**Raw data**.
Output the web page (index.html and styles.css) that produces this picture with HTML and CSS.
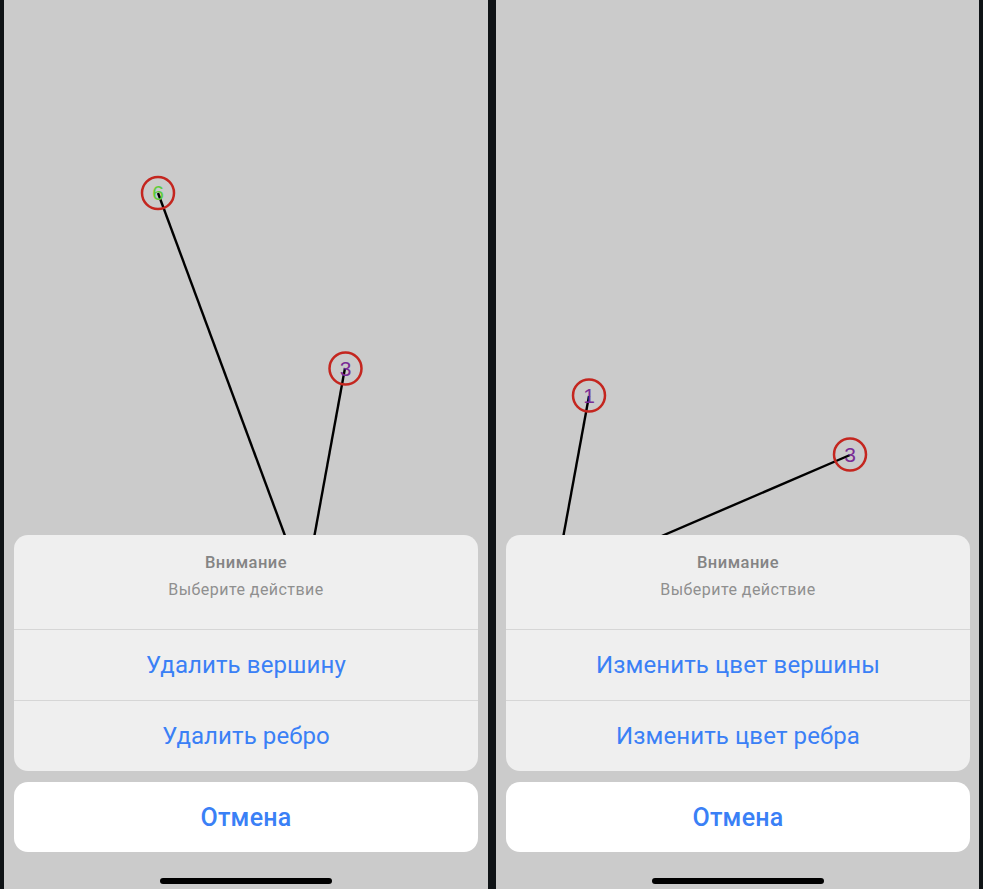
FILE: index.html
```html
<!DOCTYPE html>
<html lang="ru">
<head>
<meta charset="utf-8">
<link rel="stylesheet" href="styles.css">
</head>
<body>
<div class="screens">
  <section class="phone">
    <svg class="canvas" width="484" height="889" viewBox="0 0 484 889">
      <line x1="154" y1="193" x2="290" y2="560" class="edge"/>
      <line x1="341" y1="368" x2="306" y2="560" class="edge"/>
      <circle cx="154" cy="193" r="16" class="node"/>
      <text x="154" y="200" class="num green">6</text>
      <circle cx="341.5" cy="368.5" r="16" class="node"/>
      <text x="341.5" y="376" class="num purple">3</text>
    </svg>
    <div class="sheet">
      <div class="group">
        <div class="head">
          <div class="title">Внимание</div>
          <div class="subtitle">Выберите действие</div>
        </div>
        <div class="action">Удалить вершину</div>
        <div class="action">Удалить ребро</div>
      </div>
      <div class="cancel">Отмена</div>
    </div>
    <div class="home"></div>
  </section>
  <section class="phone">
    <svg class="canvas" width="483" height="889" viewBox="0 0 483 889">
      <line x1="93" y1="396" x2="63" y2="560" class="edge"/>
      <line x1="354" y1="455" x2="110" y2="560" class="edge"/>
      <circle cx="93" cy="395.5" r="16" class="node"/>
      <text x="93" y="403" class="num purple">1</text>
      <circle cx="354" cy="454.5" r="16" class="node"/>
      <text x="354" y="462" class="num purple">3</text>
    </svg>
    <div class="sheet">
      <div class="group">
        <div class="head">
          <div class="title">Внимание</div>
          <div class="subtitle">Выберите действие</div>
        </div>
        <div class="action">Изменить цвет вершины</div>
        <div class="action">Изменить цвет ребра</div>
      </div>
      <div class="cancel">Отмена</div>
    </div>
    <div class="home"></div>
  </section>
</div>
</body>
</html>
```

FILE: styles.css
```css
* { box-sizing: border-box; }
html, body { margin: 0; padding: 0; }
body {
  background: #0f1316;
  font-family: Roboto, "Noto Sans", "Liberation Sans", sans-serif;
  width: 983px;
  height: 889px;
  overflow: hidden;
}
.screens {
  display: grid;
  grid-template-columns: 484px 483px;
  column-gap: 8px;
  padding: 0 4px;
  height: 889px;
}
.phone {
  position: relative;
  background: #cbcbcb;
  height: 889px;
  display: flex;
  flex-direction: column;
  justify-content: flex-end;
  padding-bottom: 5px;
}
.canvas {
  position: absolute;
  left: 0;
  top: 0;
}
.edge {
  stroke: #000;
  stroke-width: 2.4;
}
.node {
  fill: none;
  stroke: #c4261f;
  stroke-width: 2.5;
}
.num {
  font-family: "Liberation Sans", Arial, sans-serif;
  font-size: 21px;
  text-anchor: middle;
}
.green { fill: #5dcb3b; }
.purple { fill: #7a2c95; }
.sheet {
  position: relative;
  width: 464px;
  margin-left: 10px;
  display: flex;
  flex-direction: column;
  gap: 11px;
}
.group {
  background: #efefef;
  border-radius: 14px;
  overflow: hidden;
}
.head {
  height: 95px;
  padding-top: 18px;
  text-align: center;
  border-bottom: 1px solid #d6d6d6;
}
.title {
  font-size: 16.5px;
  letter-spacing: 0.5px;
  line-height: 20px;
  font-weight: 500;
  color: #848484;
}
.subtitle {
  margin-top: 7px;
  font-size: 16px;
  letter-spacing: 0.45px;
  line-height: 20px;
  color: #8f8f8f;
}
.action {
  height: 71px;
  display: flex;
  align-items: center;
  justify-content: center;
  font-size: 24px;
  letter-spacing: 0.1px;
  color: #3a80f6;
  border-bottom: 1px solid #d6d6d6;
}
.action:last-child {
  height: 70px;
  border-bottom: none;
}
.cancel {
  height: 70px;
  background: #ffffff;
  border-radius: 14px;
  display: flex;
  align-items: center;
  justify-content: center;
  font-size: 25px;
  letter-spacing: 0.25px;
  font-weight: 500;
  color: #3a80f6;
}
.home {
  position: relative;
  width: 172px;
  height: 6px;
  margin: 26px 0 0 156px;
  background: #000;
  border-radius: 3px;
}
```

**What is needed**.
Return the material word for word. Pictures are not part of the copy.

**Written solution**.
Output the web page (index.html and styles.css) that produces this picture with HTML and CSS.
FILE: index.html
```html
<!DOCTYPE html>
<html lang="ru">
<head>
<meta charset="utf-8">
<link rel="stylesheet" href="styles.css">
</head>
<body>
<div class="screens">
  <section class="phone">
    <svg class="canvas" width="484" height="889" viewBox="0 0 484 889">
      <line x1="154" y1="193" x2="290" y2="560" class="edge"/>
      <line x1="341" y1="368" x2="306" y2="560" class="edge"/>
      <circle cx="154" cy="193" r="16" class="node"/>
      <text x="154" y="200" class="num green">6</text>
      <circle cx="341.5" cy="368.5" r="16" class="node"/>
      <text x="341.5" y="376" class="num purple">3</text>
    </svg>
    <div class="sheet">
      <div class="group">
        <div class="head">
          <div class="title">Внимание</div>
          <div class="subtitle">Выберите действие</div>
        </div>
        <div class="action">Удалить вершину</div>
        <div class="action">Удалить ребро</div>
      </div>
      <div class="cancel">Отмена</div>
    </div>
    <div class="home"></div>
  </section>
  <section class="phone">
    <svg class="canvas" width="483" height="889" viewBox="0 0 483 889">
      <line x1="93" y1="396" x2="63" y2="560" class="edge"/>
      <line x1="354" y1="455" x2="110" y2="560" class="edge"/>
      <circle cx="93" cy="395.5" r="16" class="node"/>
      <text x="93" y="403" class="num purple">1</text>
      <circle cx="354" cy="454.5" r="16" class="node"/>
      <text x="354" y="462" class="num purple">3</text>
    </svg>
    <div class="sheet">
      <div class="group">
        <div class="head">
          <div class="title">Внимание</div>
          <div class="subtitle">Выберите действие</div>
        </div>
        <div class="action">Изменить цвет вершины</div>
        <div class="action">Изменить цвет ребра</div>
      </div>
      <div class="cancel">Отмена</div>
    </div>
    <div class="home"></div>
  </section>
</div>
</body>
</html>
```

FILE: styles.css
```css
* { box-sizing: border-box; }
html, body { margin: 0; padding: 0; }
body {
  background: #0f1316;
  font-family: Roboto, "Noto Sans", "Liberation Sans", sans-serif;
  width: 983px;
  height: 889px;
  overflow: hidden;
}
.screens {
  display: grid;
  grid-template-columns: 484px 483px;
  column-gap: 8px;
  padding: 0 4px;
  height: 889px;
}
.phone {
  position: relative;
  background: #cbcbcb;
  height: 889px;
  display: flex;
  flex-direction: column;
  justify-content: flex-end;
  padding-bottom: 5px;
}
.canvas {
  position: absolute;
  left: 0;
  top: 0;
}
.edge {
  stroke: #000;
  stroke-width: 2.4;
}
.node {
  fill: none;
  stroke: #c4261f;
  stroke-width: 2.5;
}
.num {
  font-family: "Liberation Sans", Arial, sans-serif;
  font-size: 21px;
  text-anchor: middle;
}
.green { fill: #5dcb3b; }
.purple { fill: #7a2c95; }
.sheet {
  position: relative;
  width: 464px;
  margin-left: 10px;
  display: flex;
  flex-direction: column;
  gap: 11px;
}
.group {
  background: #efefef;
  border-radius: 14px;
  overflow: hidden;
}
.head {
  height: 95px;
  padding-top: 18px;
  text-align: center;
  border-bottom: 1px solid #d6d6d6;
}
.title {
  font-size: 16.5px;
  letter-spacing: 0.5px;
  line-height: 20px;
  font-weight: 500;
  color: #848484;
}
.subtitle {
  margin-top: 7px;
  font-size: 16px;
  letter-spacing: 0.45px;
  line-height: 20px;
  color: #8f8f8f;
}
.action {
  height: 71px;
  display: flex;
  align-items: center;
  justify-content: center;
  font-size: 24px;
  letter-spacing: 0.1px;
  color: #3a80f6;
  border-bottom: 1px solid #d6d6d6;
}
.action:last-child {
  height: 70px;
  border-bottom: none;
}
.cancel {
  height: 70px;
  background: #ffffff;
  border-radius: 14px;
  display: flex;
  align-items: center;
  justify-content: center;
  font-size: 25px;
  letter-spacing: 0.25px;
  font-weight: 500;
  color: #3a80f6;
}
.home {
  position: relative;
  width: 172px;
  height: 6px;
  margin: 26px 0 0 156px;
  background: #000;
  border-radius: 3px;
}
```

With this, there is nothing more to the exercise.